Similarly, in politics, the politician or political salesman aims at selling an idea to the public. But the price is not stated in monetary terms. The commodity sought to be sold is a bundle of promises and assurances. The platform for display of the commodity is the party ideology. It could be a win- win/lose-lose/ win-lose or lose-win proposition for the two parties.
Political parties profess their concern for the common man, but their eye is on their own coffers, power, and prosperity. The common man becomes an incidental beneficiary, if at all. The camouflaging package is labelled ‘public good’. The bigger a political party’s coffer, the more its strength to bribe (more politely described as welfare measures, tax concessions, support to minorities and weaker sections etc.) voters directly and indirectly.
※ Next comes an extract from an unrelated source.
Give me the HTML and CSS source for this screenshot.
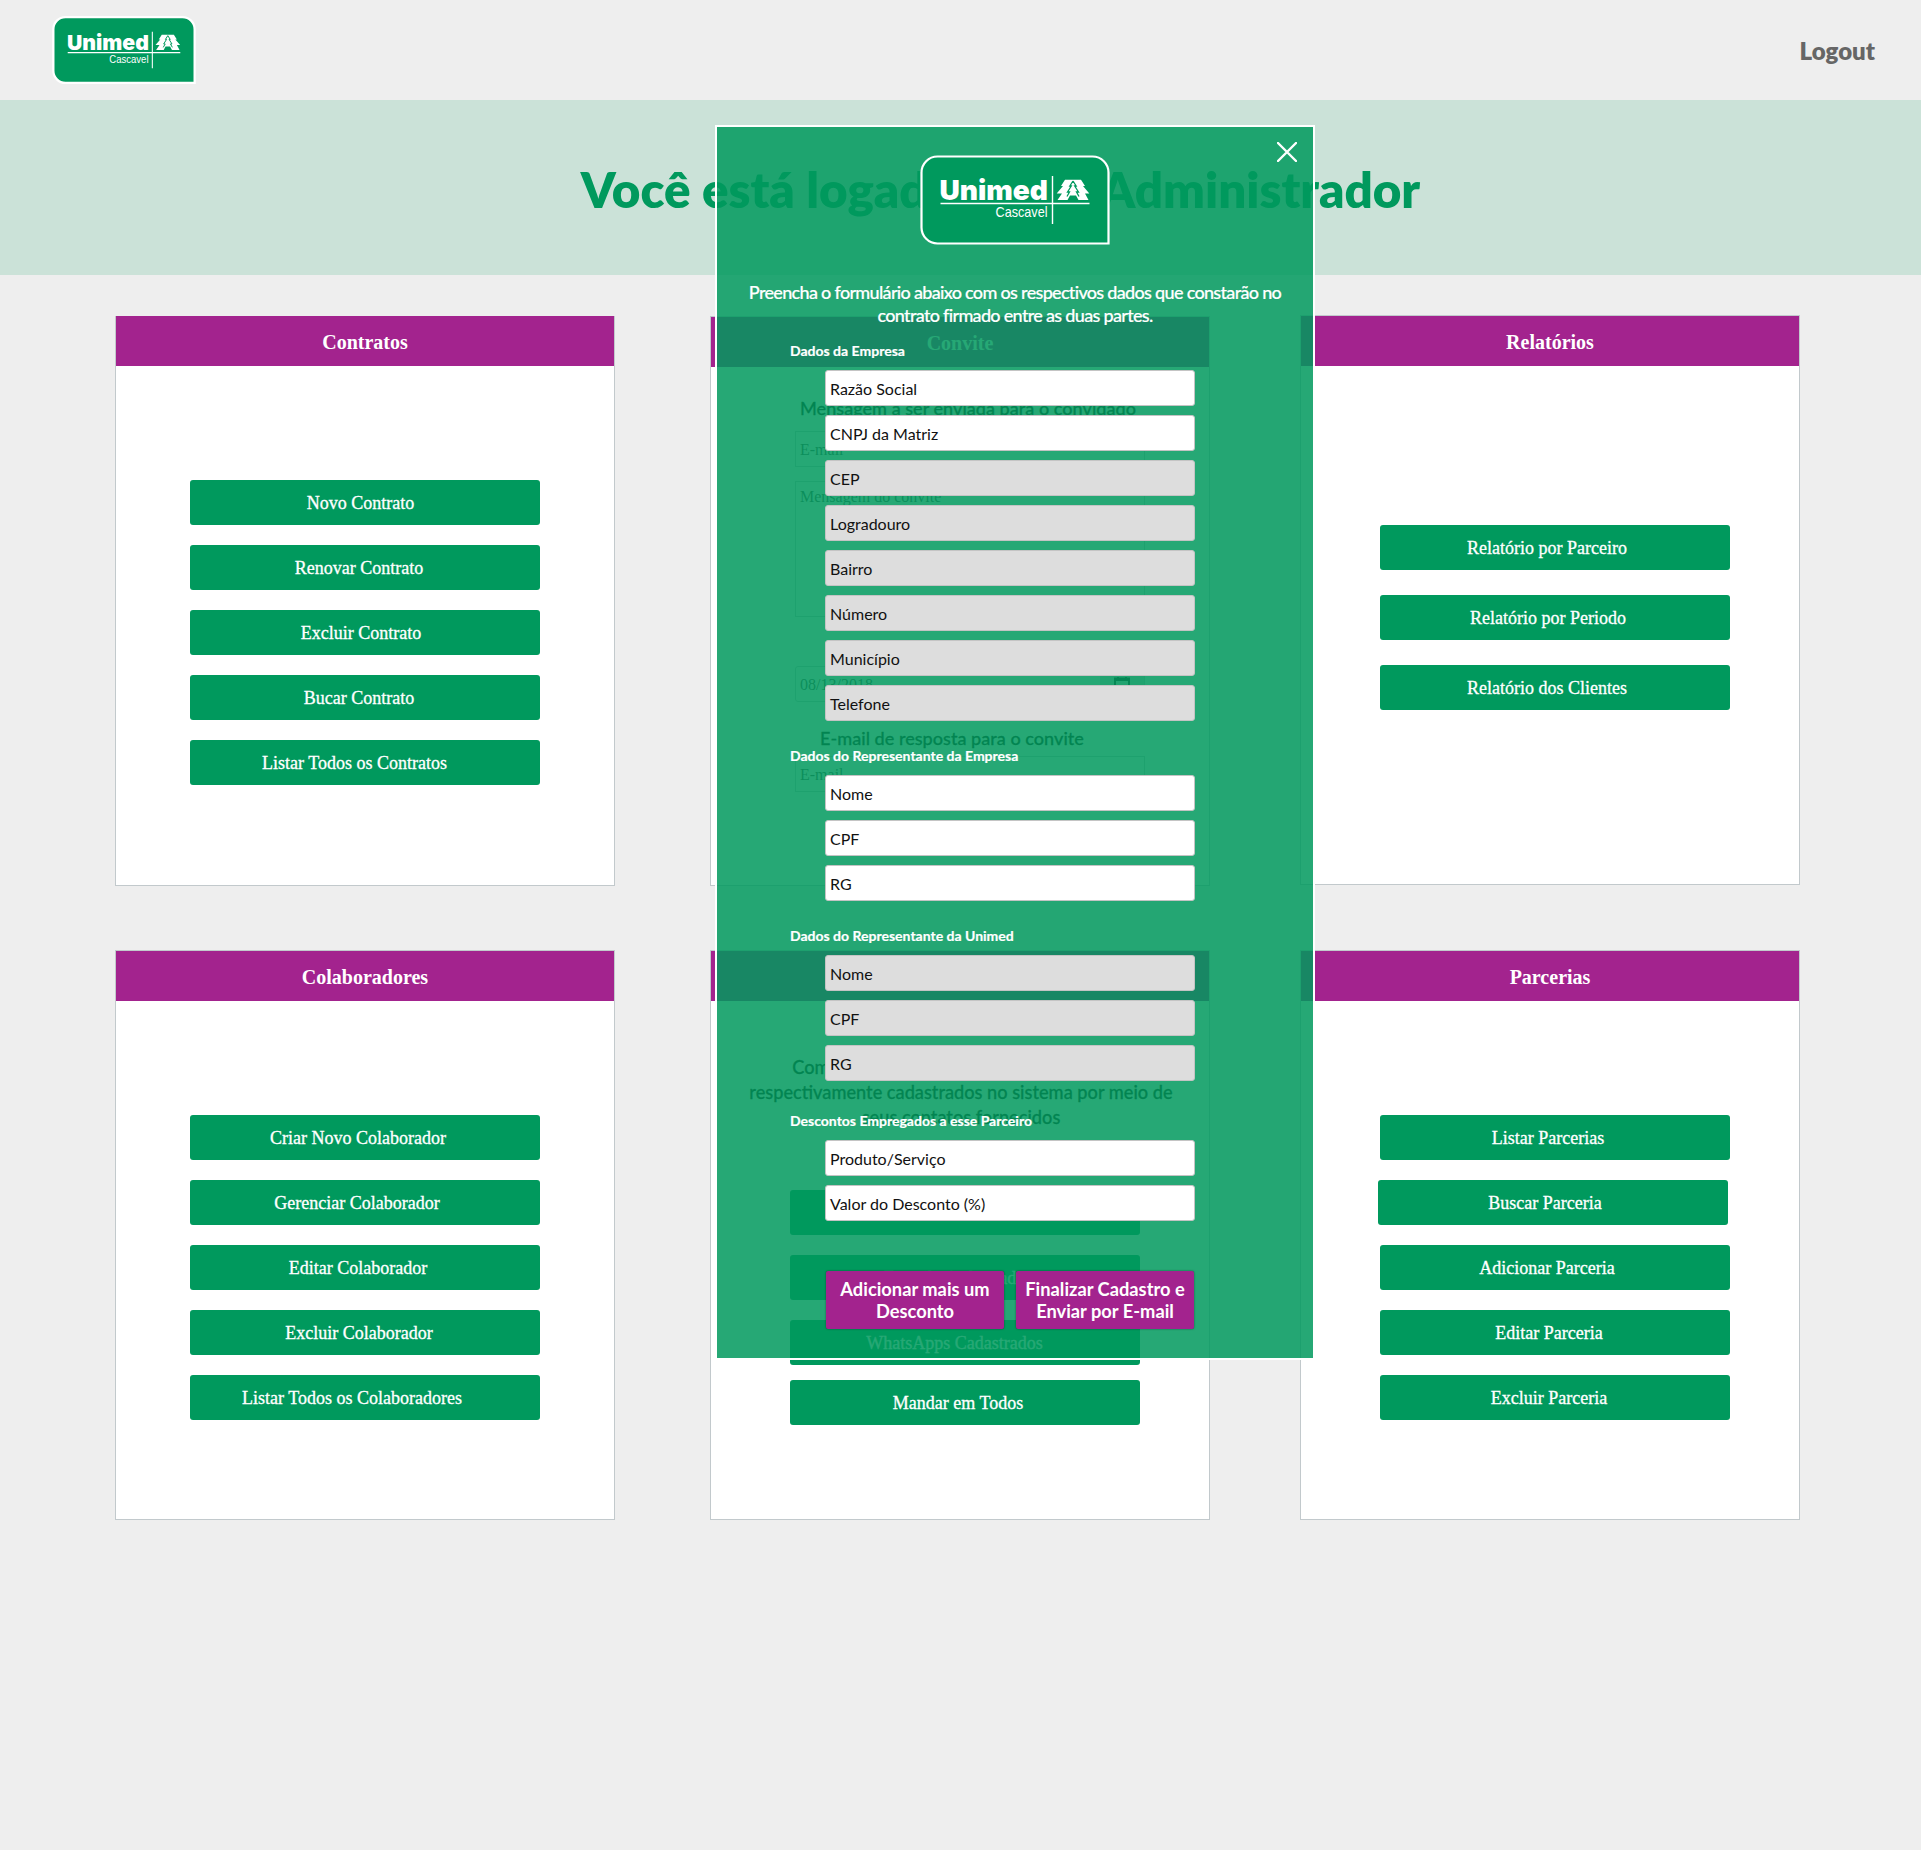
FILE: index.html
```html
<!DOCTYPE html>
<html lang="pt-BR">
<head>
<meta charset="utf-8">
<title>Unimed Cascavel - Administrador</title>
<link rel="stylesheet" href="styles.css">
</head>
<body>
<svg width="0" height="0" class="defs" aria-hidden="true">
  <symbol id="logo" viewBox="0 0 190 90" overflow="visible">
    <path d="M17.500 1.500H172.500A16 16 0 0 1 188.500 17.500V88.500H17.500A16 16 0 0 1 1.500 72.500V17.500A16 16 0 0 1 17.500 1.500Z" fill="#00995d" stroke="#fff"/>
    <text x="19.500" y="45" textLength="108.500" lengthAdjust="spacingAndGlyphs" class="logo-name">Unimed</text>
    <text x="75.500" y="62" textLength="52" lengthAdjust="spacingAndGlyphs" class="logo-city">Cascavel</text>
    <path d="M20.500 48.500H169.500M132.500 21V69" stroke="#fff" stroke-width="1.400" fill="none"/>
    <path d="M145 24.700H161L165 31H163L169.300 38.500H165L168.500 45H158.500L156 40.500H150L147.500 45H137.500L142 38.500H136.700L143 31H141Z" fill="#fff"/>
    <path d="M153 26L149.800 31H151.300L147.500 37H149.500L147 41.500M153 26L156.200 31H154.700L158.500 37H156.500L159 41.500" fill="none" stroke="#00995d" stroke-width="1.300"/>
  </symbol>
</svg>

<header class="topbar">
  <svg class="brand"><use href="#logo"/></svg>
  <a class="logout">Logout</a>
</header>
<section class="banner"><h1>Você está logado como Administrador</h1></section>

<main class="grid">
  <section class="card flush">
    <h2>Contratos</h2>
    <div class="actions">
      <button class="p9">Novo Contrato</button>
      <button class="p12">Renovar Contrato</button>
      <button class="p8">Excluir Contrato</button>
      <button class="p12">Bucar Contrato</button>
      <button class="p21">Listar Todos os Contratos</button>
    </div>
  </section>
  <section class="card invite">
    <h2>Convite</h2>
    <p class="msg-title">Mensagem a ser enviada para o convidado</p>
    <div class="box">E-mail</div>
    <div class="box area">Mensagem do convite</div>
    <div class="box date"><span>08/13/2018</span><span class="cal"><svg viewBox="0 0 16 16"><path d="M1 2.500H15V15H1ZM1 4H15M4 1V3M12 1V3" fill="none" stroke="#222" stroke-width="2"/><path d="M8 9H12V12H8Z" fill="#222"/></svg></span></div>
    <p class="reply-title">E-mail de resposta para o convite</p>
    <div class="box reply">E-mail</div>
  </section>
  <section class="card raised">
    <h2>Relatórios</h2>
    <div class="actions reports">
      <button class="p16">Relatório por Parceiro</button>
      <button class="p14">Relatório por Periodo</button>
      <button class="p16">Relatório dos Clientes</button>
    </div>
  </section>
  <section class="card">
    <h2>Colaboradores</h2>
    <div class="actions">
      <button class="p14">Criar Novo Colaborador</button>
      <button class="p16">Gerenciar Colaborador</button>
      <button class="p14">Editar Colaborador</button>
      <button class="p12">Excluir Colaborador</button>
      <button class="p26">Listar Todos os Colaboradores</button>
    </div>
  </section>
  <section class="card contact">
    <h2>Contato</h2>
    <p class="contact-text">Comunique-se com clientes e parceiros ou<br>respectivamente cadastrados no sistema por meio de<br>seus contatos fornecidos</p>
    <div class="actions contacts">
      <button class="p21">Telefones Cadastrados</button>
      <button class="p14">E-mails Cadastrados</button>
      <button class="p21">WhatsApps Cadastrados</button>
      <button class="p14 last">Mandar em Todos</button>
    </div>
  </section>
  <section class="card">
    <h2>Parcerias</h2>
    <div class="actions">
      <button class="p14">Listar Parcerias</button>
      <button class="p16 out">Buscar Parceria</button>
      <button class="p16">Adicionar Parceria</button>
      <button class="p12">Editar Parceria</button>
      <button class="p12">Excluir Parceria</button>
    </div>
  </section>
</main>

<div class="modal" role="dialog">
  <svg class="close" viewBox="0 0 20 20"><path d="M1 1L19 19M19 1L1 19" stroke="#fff" stroke-width="2.400" stroke-linecap="round"/></svg>
  <svg class="modal-logo"><use href="#logo"/></svg>
  <p class="intro">Preencha o formulário abaixo com os respectivos dados que constarão no<br>contrato firmado entre as duas partes.</p>
  <h3>Dados da Empresa</h3>
  <div class="fields">
    <div class="field">Razão Social</div>
    <div class="field">CNPJ da Matriz</div>
    <div class="field off">CEP</div>
    <div class="field off">Logradouro</div>
    <div class="field off">Bairro</div>
    <div class="field off">Número</div>
    <div class="field off">Município</div>
    <div class="field off">Telefone</div>
  </div>
  <h3>Dados do Representante da Empresa</h3>
  <div class="fields">
    <div class="field">Nome</div>
    <div class="field">CPF</div>
    <div class="field">RG</div>
  </div>
  <h3>Dados do Representante da Unimed</h3>
  <div class="fields">
    <div class="field off">Nome</div>
    <div class="field off">CPF</div>
    <div class="field off">RG</div>
  </div>
  <h3 class="discounts">Descontos Empregados a esse Parceiro</h3>
  <div class="fields">
    <div class="field">Produto/Serviço</div>
    <div class="field">Valor do Desconto (%)</div>
  </div>
  <div class="submit">
    <button>Adicionar mais um<br>Desconto</button>
    <button>Finalizar Cadastro e<br>Enviar por E-mail</button>
  </div>
</div>
</body>
</html>
```
FILE: styles.css
```css
* { box-sizing: border-box; }
body { margin: 0; min-height: 1850px; position: relative; background: #eee; font-family: Lato, sans-serif; }
h1, h2, h3, p { margin: 0; }
button { border: 0; margin: 0; }
.defs { position: absolute; }
.logo-name { font: 900 27.500px Inter, sans-serif; fill: #fff; }
.logo-city { font: 15px "Liberation Sans", sans-serif; fill: #fff; }

.topbar { height: 100px; padding: 16px 46px 0 52px; display: flex; justify-content: space-between; align-items: flex-start; }
.brand { width: 144px; height: 68px; overflow: visible; stroke-width: 3px; }
.brand text, .modal-logo text { stroke: none; }
.logout { font-size: 24px; line-height: 30px; font-weight: 800; color: #666; margin-top: 20px; }
.banner { height: 175px; background: #cbe2d8; display: flex; justify-content: center; padding: 59px 0 0 80px; }
.banner h1 { font-size: 49.300px; line-height: 60px; font-weight: 800; color: #00995d; white-space: nowrap; }

.grid { padding: 41px 0 0 115px; display: grid; grid-template-columns: 595px 590px 500px; grid-template-rows: 570px 570px; row-gap: 64px; }
.card { width: 500px; height: 570px; background: #fff; border: 1px solid #c2c9cc; }
.card.flush { border-top: 0; }
.card.raised { margin-top: -1px; }
.card h2 { height: 50px; background: #a3238e; color: #fff; text-align: center; font: bold 20px/52px "Liberation Serif", serif; }
.actions { display: flex; flex-direction: column; gap: 20px; padding: 114px 0 0 74px; }
.reports { padding-top: 159px; padding-left: 79px; gap: 25px; }
.actions button { width: 350px; height: 45px; flex: none; border-radius: 3px; background: #00995d; color: #fff; font: 18px/46px "Liberation Serif", serif; text-align: center; padding: 0; white-space: nowrap; -webkit-text-stroke: .3px #fff; }
.card:nth-child(6) .actions { padding-left: 79px; }
.actions .out { margin-left: -2px; }
.actions .p8 { padding-right: 8px; }
.actions .p9 { padding-right: 9px; }
.actions .p12 { padding-right: 12px; }
.actions .p14 { padding-right: 14px; }
.actions .p16 { padding-right: 16px; }
.actions .p21 { padding-right: 21px; }
.actions .p26 { padding-right: 26px; }

.msg-title, .reply-title { color: #111; font-weight: 500; font-size: 18.100px; line-height: 24px; text-align: center; -webkit-text-stroke: .3px #111; }
.msg-title { padding: 29px 0 0 16px; }
.reply-title { padding-right: 16px; margin: 24px 0 6px; }
.box { width: 350px; height: 36px; margin: 11px 0 0 84px; padding-left: 4px; border: 1px solid #c8cfd0; font: 16px/36px "Liberation Serif", serif; color: #555; }
.area { height: 136px; margin-top: 14px; line-height: 30px; }
.date { margin-top: 49px; display: flex; justify-content: space-between; border-radius: 3px; }
.reply { margin-top: 6px; }
.cal { width: 44px; background: #ddd; padding: 9px 0 0 14px; line-height: 0; }
.cal svg { width: 16px; height: 16px; }
.contact-text { width: 440px; margin: 54px 0 0 30px; color: #111; font-size: 18.200px; font-weight: 500; line-height: 25px; text-align: center; white-space: nowrap; -webkit-text-stroke: .3px #111; }
.contacts { padding: 60px 0 0 79px; }
.contacts .last { margin-top: -5px; }

.modal { position: absolute; left: 715px; top: 125px; width: 600px; height: 1235px; border: 2px solid #fff; background: rgba(0, 153, 93, .85); background-clip: padding-box; color: #fff; padding-top: 28px; }
.close { position: absolute; right: 16px; top: 15px; width: 20px; height: 20px; }
.modal-logo { display: block; width: 190px; height: 90px; margin: 0 auto; stroke-width: 2.200px; overflow: visible; }
.intro { font-size: 18px; line-height: 23px; font-weight: 500; letter-spacing: -.68px; text-align: center; padding-top: 36px; white-space: nowrap; -webkit-text-stroke: .2px #fff; }
.modal h3 { font-size: 14px; line-height: 20px; font-weight: 700; padding-left: 73px; margin: 25px 0 9px; -webkit-text-stroke: .2px #fff; }
.modal .intro + h3 { margin-top: 14px; }
.modal h3.discounts { margin-top: 30px; }
.fields { display: flex; flex-direction: column; gap: 9px; padding-left: 108px; }
.field { width: 370px; height: 36px; border: 1px solid #c4c4c4; border-radius: 3px; background: #fff; color: #111; font-size: 16px; line-height: 35px; padding-left: 4px; }
.off { background: #ddd; }
.submit { display: flex; gap: 12px; margin: 50px 0 0 109px; }
.submit button { width: 178px; height: 58px; border-radius: 2px; background: #a3238e; color: #fff; font: 700 18.300px/22px Lato, sans-serif; padding: 0; box-shadow: 0 0 2px rgba(0, 0, 0, .5); white-space: nowrap; }
```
Coffers are replenished by making and fulfilling promises to big businesses to boost their revenues by imaginative legislations and policies to overcome the hurdle of existing safeguards for the common man.
Truth, if anything, is an obstruction to politics and sales. When politics enters the scene, truth goes into hiding. Truth is too upright and has to be bent or cleverly hidden to facilitate politics and the profession of a salesperson. If the entire truth is exposed, it could cause serious embarrassment to a successful politician or salesperson.